Challenge —
Transcribe the full listing exactly, and drop every picture.

◇ ◇ ◇

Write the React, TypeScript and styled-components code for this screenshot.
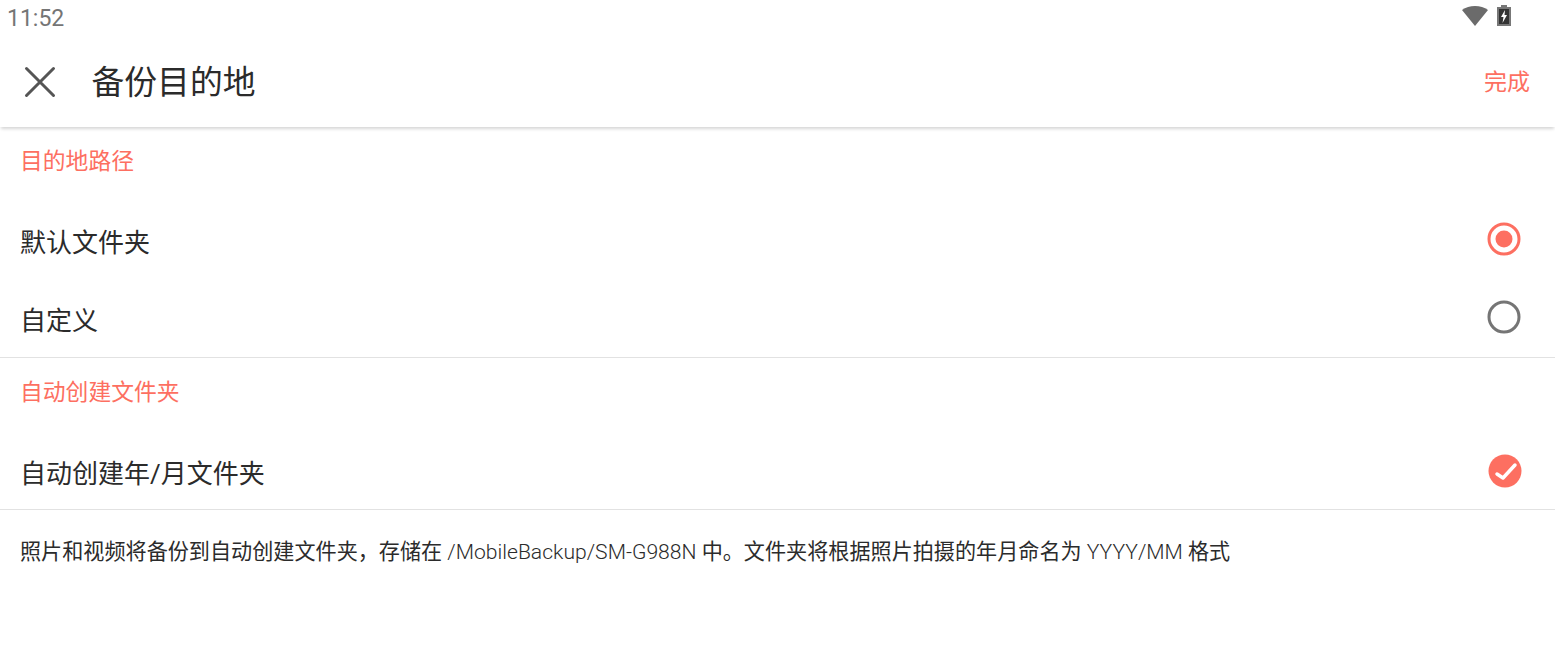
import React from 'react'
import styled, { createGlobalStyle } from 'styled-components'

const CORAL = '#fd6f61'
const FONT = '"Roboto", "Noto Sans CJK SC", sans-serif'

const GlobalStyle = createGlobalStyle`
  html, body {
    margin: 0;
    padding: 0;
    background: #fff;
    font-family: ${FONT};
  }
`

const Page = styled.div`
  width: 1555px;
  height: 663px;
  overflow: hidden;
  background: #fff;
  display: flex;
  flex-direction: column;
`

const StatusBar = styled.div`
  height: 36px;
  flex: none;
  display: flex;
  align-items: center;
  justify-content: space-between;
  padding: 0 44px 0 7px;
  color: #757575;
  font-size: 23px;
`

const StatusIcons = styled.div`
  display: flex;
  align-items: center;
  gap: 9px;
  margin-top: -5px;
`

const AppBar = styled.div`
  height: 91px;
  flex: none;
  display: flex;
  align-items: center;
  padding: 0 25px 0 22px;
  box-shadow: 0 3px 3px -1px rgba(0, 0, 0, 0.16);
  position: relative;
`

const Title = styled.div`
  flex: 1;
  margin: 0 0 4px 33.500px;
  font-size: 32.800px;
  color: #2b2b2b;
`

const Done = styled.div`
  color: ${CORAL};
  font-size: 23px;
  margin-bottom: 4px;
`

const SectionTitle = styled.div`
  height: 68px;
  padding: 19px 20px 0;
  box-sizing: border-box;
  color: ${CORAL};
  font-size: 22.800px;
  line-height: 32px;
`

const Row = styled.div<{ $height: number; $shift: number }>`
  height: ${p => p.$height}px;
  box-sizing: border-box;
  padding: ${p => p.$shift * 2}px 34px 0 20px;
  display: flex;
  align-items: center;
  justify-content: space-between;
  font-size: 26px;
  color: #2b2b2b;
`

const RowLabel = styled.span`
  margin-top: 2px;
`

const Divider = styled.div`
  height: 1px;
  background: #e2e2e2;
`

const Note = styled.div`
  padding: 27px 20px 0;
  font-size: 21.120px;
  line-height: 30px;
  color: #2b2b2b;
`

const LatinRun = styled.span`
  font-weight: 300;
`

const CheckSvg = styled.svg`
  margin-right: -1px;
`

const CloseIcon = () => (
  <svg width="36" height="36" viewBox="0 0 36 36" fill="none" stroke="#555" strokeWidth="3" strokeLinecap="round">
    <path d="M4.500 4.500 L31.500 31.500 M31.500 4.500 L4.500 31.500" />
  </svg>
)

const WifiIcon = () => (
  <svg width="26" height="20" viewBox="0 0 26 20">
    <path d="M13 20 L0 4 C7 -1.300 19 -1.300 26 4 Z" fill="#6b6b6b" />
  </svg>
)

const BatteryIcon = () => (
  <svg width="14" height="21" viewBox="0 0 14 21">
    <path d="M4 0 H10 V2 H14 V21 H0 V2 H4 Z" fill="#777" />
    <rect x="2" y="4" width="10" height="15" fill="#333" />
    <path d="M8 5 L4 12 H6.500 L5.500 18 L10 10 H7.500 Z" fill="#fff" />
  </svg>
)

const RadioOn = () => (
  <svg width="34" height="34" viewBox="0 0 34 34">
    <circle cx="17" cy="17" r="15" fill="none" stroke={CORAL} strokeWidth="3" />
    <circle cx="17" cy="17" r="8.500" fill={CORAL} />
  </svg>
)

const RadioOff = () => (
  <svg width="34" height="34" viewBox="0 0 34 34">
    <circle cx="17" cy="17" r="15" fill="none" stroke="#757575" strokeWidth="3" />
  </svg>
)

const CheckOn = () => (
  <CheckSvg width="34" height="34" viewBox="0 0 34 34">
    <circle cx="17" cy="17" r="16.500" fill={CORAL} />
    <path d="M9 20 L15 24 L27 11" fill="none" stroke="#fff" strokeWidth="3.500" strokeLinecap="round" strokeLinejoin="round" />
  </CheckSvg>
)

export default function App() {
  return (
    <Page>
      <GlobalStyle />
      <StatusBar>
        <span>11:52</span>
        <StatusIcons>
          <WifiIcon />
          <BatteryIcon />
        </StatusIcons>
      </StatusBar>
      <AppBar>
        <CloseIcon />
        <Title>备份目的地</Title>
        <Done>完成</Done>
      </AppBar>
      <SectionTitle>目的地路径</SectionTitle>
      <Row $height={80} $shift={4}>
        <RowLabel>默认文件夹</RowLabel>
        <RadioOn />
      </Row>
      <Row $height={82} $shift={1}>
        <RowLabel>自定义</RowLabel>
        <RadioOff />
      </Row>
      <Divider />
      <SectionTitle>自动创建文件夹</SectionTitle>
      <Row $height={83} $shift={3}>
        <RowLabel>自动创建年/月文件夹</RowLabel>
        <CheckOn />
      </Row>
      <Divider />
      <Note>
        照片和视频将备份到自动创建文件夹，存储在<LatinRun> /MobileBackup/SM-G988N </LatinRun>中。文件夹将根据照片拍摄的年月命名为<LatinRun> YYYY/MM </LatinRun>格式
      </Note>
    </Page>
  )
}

◇ ◇ ◇

Solution for this task —
Write the React, TypeScript and styled-components code for this screenshot.
import React from 'react'
import styled, { createGlobalStyle } from 'styled-components'

const CORAL = '#fd6f61'
const FONT = '"Roboto", "Noto Sans CJK SC", sans-serif'

const GlobalStyle = createGlobalStyle`
  html, body {
    margin: 0;
    padding: 0;
    background: #fff;
    font-family: ${FONT};
  }
`

const Page = styled.div`
  width: 1555px;
  height: 663px;
  overflow: hidden;
  background: #fff;
  display: flex;
  flex-direction: column;
`

const StatusBar = styled.div`
  height: 36px;
  flex: none;
  display: flex;
  align-items: center;
  justify-content: space-between;
  padding: 0 44px 0 7px;
  color: #757575;
  font-size: 23px;
`

const StatusIcons = styled.div`
  display: flex;
  align-items: center;
  gap: 9px;
  margin-top: -5px;
`

const AppBar = styled.div`
  height: 91px;
  flex: none;
  display: flex;
  align-items: center;
  padding: 0 25px 0 22px;
  box-shadow: 0 3px 3px -1px rgba(0, 0, 0, 0.16);
  position: relative;
`

const Title = styled.div`
  flex: 1;
  margin: 0 0 4px 33.500px;
  font-size: 32.800px;
  color: #2b2b2b;
`

const Done = styled.div`
  color: ${CORAL};
  font-size: 23px;
  margin-bottom: 4px;
`

const SectionTitle = styled.div`
  height: 68px;
  padding: 19px 20px 0;
  box-sizing: border-box;
  color: ${CORAL};
  font-size: 22.800px;
  line-height: 32px;
`

const Row = styled.div<{ $height: number; $shift: number }>`
  height: ${p => p.$height}px;
  box-sizing: border-box;
  padding: ${p => p.$shift * 2}px 34px 0 20px;
  display: flex;
  align-items: center;
  justify-content: space-between;
  font-size: 26px;
  color: #2b2b2b;
`

const RowLabel = styled.span`
  margin-top: 2px;
`

const Divider = styled.div`
  height: 1px;
  background: #e2e2e2;
`

const Note = styled.div`
  padding: 27px 20px 0;
  font-size: 21.120px;
  line-height: 30px;
  color: #2b2b2b;
`

const LatinRun = styled.span`
  font-weight: 300;
`

const CheckSvg = styled.svg`
  margin-right: -1px;
`

const CloseIcon = () => (
  <svg width="36" height="36" viewBox="0 0 36 36" fill="none" stroke="#555" strokeWidth="3" strokeLinecap="round">
    <path d="M4.500 4.500 L31.500 31.500 M31.500 4.500 L4.500 31.500" />
  </svg>
)

const WifiIcon = () => (
  <svg width="26" height="20" viewBox="0 0 26 20">
    <path d="M13 20 L0 4 C7 -1.300 19 -1.300 26 4 Z" fill="#6b6b6b" />
  </svg>
)

const BatteryIcon = () => (
  <svg width="14" height="21" viewBox="0 0 14 21">
    <path d="M4 0 H10 V2 H14 V21 H0 V2 H4 Z" fill="#777" />
    <rect x="2" y="4" width="10" height="15" fill="#333" />
    <path d="M8 5 L4 12 H6.500 L5.500 18 L10 10 H7.500 Z" fill="#fff" />
  </svg>
)

const RadioOn = () => (
  <svg width="34" height="34" viewBox="0 0 34 34">
    <circle cx="17" cy="17" r="15" fill="none" stroke={CORAL} strokeWidth="3" />
    <circle cx="17" cy="17" r="8.500" fill={CORAL} />
  </svg>
)

const RadioOff = () => (
  <svg width="34" height="34" viewBox="0 0 34 34">
    <circle cx="17" cy="17" r="15" fill="none" stroke="#757575" strokeWidth="3" />
  </svg>
)

const CheckOn = () => (
  <CheckSvg width="34" height="34" viewBox="0 0 34 34">
    <circle cx="17" cy="17" r="16.500" fill={CORAL} />
    <path d="M9 20 L15 24 L27 11" fill="none" stroke="#fff" strokeWidth="3.500" strokeLinecap="round" strokeLinejoin="round" />
  </CheckSvg>
)

export default function App() {
  return (
    <Page>
      <GlobalStyle />
      <StatusBar>
        <span>11:52</span>
        <StatusIcons>
          <WifiIcon />
          <BatteryIcon />
        </StatusIcons>
      </StatusBar>
      <AppBar>
        <CloseIcon />
        <Title>备份目的地</Title>
        <Done>完成</Done>
      </AppBar>
      <SectionTitle>目的地路径</SectionTitle>
      <Row $height={80} $shift={4}>
        <RowLabel>默认文件夹</RowLabel>
        <RadioOn />
      </Row>
      <Row $height={82} $shift={1}>
        <RowLabel>自定义</RowLabel>
        <RadioOff />
      </Row>
      <Divider />
      <SectionTitle>自动创建文件夹</SectionTitle>
      <Row $height={83} $shift={3}>
        <RowLabel>自动创建年/月文件夹</RowLabel>
        <CheckOn />
      </Row>
      <Divider />
      <Note>
        照片和视频将备份到自动创建文件夹，存储在<LatinRun> /MobileBackup/SM-G988N </LatinRun>中。文件夹将根据照片拍摄的年月命名为<LatinRun> YYYY/MM </LatinRun>格式
      </Note>
    </Page>
  )
}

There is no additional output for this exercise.